The National Science Foundation has released a new public access plan for scientific journal articles that arise from research wholly or partly funded by the agency. This plan, called “Today’s Data, Tomorrow’s Discoveries,” is an outgrowth of an Office of Science & Technology Policy (OSTP) memo, released in February of 2013, which directed, “each Federal agency with over $100 million in annual conduct of research and development expenditures to develop a plan to support increased public access to the results of research funded by the Federal Government.” Let’s look at the details.
The NSF plan is very much in line with the requirements set out in OSTP’s memo. It sets a January 2016 effective date; all grant proposals submitted on or after this date will be subject to the plan. As well, NSF has identified the Department of Energy’s (DOE) PAGES (or Public Access Gateway for Energy and Science) system as the agency’s, “designated repository.” (Note: Most probably the use of DOE’s PAGES is in order to control cost, rather than create a wholly new system just for NSF; part of the instructions in the OSTP memo was that any new system must be implemented and operated within existing budgets). The plan requires that, “either the version of record or the final accepted peer-reviewed manuscript in peer-reviewed scholarly journals and papers in juried conference proceedings or transactions,” must be submitted to the PAGES system within 12 months of publication. All of this is in line with OSTP’s requirements.
There is a section on data management as well, which seems to be the first indications of an Open Data plan. The agency’s plan defines research data as, “the recorded factual material commonly accepted in the scientific community as necessary to validate research findings.” However, NSF writes in their plan that, “in the future, NSF will explore whether all data underlying published findings can be made available at the time of publication.” Anything further is still in the early stages of conception and not covered in this specific plan.

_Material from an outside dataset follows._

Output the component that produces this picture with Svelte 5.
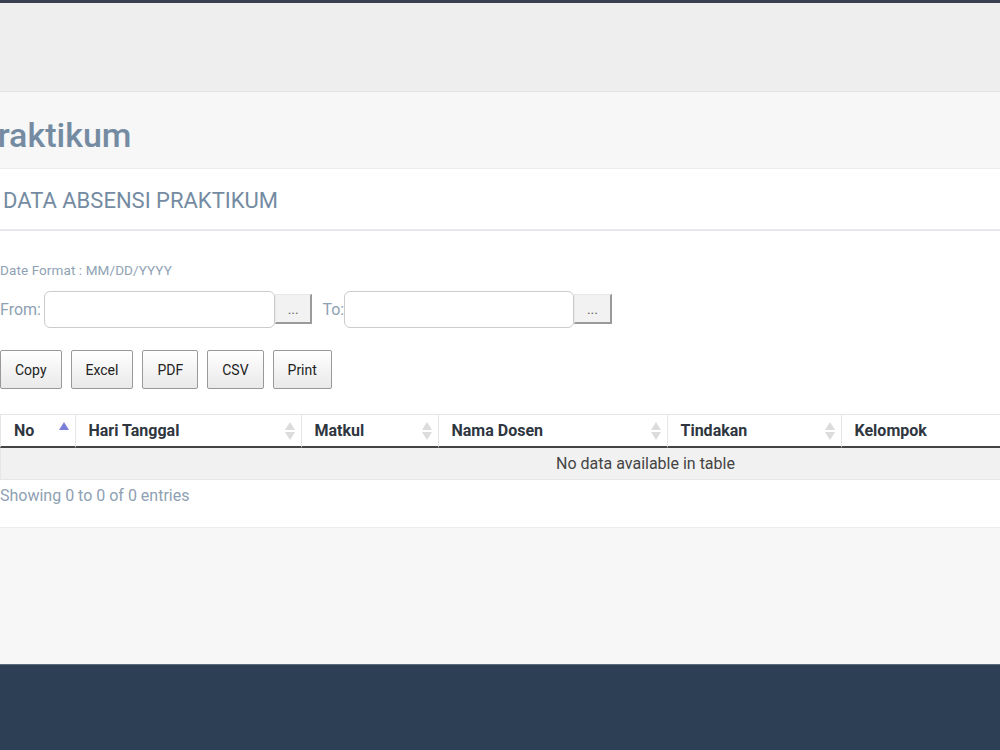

How does NSF’s plan fit into the larger Open Access debate? Seeing as it’s in line with OSTP’s memo, and by extension Administration policy priorities, and Congress has given OSTP room, at least temporarily, to direct science agencies in this matter, it seems the likelihood of push back is minimal. However, that could change with a new bill in Congress, as the legislature does have final oversight. For example, the original draft of the 2014 COMPETES Act in the House Science Committee tried to speed up the adoption of Open Access provisions at the science agencies; that could easily be repeated, as there are still many Open Access supporters in Congress. On the flipside, it is possible that the publisher community could get a repeal bill introduced by a sympathetic member of Congress, removing any such provisions from the agencies. This issue will have to play out more before any final outcome is assured.